For these stories provide a vital underpinning to pro-war literature. In the United States, the intellectuals' support for war in fact goes far further than Kenneth Pollack's insipid book. In the latest issue of Foreign Affairs magazine, for example, Johns Hopkins University Professor Fouad Ajami, constantly disparaging the Arab world for its backwardness, its lack of democracy, its supposed use of the Israeli-Palestinian conflict "as an alibi for yet more self-pity and rage" announces, "with sobering caution... that a war will have to be waged". The "Rubicon has been crossed," he writes. And - here's the line for fantasy-lovers to remember - "any fallout of war is certain to be dwarfed by the terrible consequences of America's walking right up to the edge of war and then stepping back, letting the Iraqi dictator work out the terms of another reprieve."

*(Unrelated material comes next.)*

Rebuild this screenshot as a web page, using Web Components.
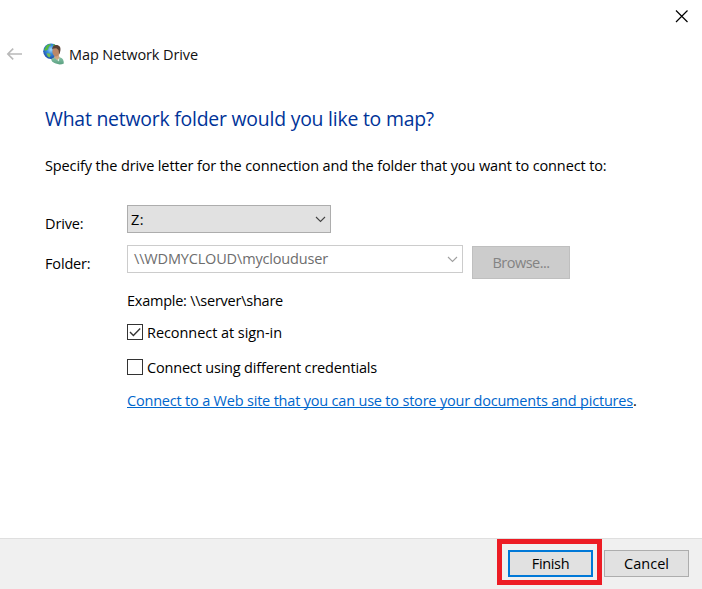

The logic of this is truly awesome. America has to go to war because it threatened to do so. Its threat has become the cause of war; peace would therefore be more terrible than war. As New York St Lawrence University Professor Laura Rediehs remarked in a perceptive essay in Collateral Language (eds John Collins & Ross Glover, New York University Press), one of the best books on the linguistics of this conflict, in a Cosmic Battle between Good and Evil of the kind Bush imagines, the taking of innocent lives by us is justified because we are good. But when the other side kills innocents, it is unjustified because the other side is evil. "What makes the deaths of innocent people bad, then, is not their actual deaths, but the attitudes and feelings of those who killed them."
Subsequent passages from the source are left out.